As for Sombero, the ombudsman said he played an “indispensable role and representation as president of AGSPA [which] paved the way for the consummation of the transaction.”

Sombero last year turned over to the ombudsman the P2 million money he admitted deducting from the P50-million pay out of Lam.

Sombrero, an associate of Lam, said he handed to Argosino and Robles the gambling tycoon's pay out on November 27, but admitted that he deducted P2 million from the amount to serve as processing fee for the release papers of the arrested Chinese nationals.

Missing P1,000

On Dec.13, 2016, Argosino and Robles turned over P30 million in cash to the Department of Justice.

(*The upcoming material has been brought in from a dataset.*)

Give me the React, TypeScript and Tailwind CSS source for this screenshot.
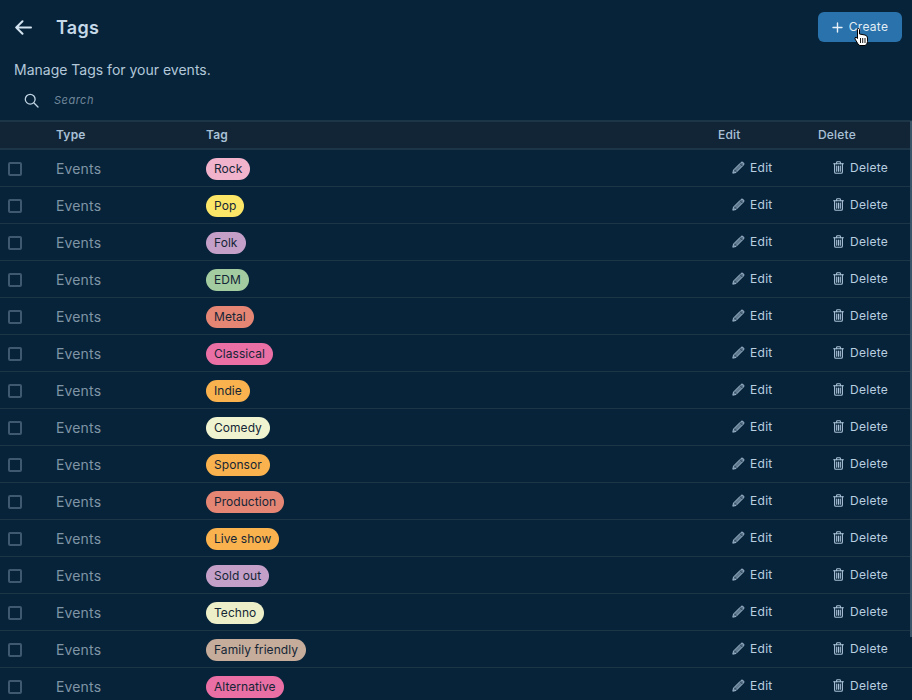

They claimed: "'The truth of the matter is that this case is a continuing investigation about employment of illegal aliens and illegal online gambling operation, as well as on how their experience during the past administration would thrive through illegal payoffs."

The following morning, Justice Undersecretary Erickson Balmes, in a message to reporters, said that the amount turned over lacked a thousand pesos.

During the Senate's deliberation for the Department of Justice, justice chief Vitaliano Aguirre II said that the plunder case against Argosino and Robles were already dropped due to the missing thousand.

Republic Act 7659, or the Act to Impose Death Penalty on certain Heinous Crimes, sets the minimum of P50 million for cases to qualify as plunder.

But the Ombudsman, in its statement, stressed: "'[W]hile the amount returned by Argosino to the Department of Justice lacks One Thousand Pesos (P1,000.00), it cannot excuse them from being indicted for Plunder' since they failed to controvert, by clear and convincing evidence, the claims of Norman Ng and Alex Yu (Lam’s business associates) that money, amounting to P50M, changed hands at the City of Dreams in the City of Manila."

The Ombudsman, in its statement, said that "Argosino and Robles used their official functions as deputy commissioners of the BI in the commission of the said crimes while Sombero acted as a conspirator and middle man."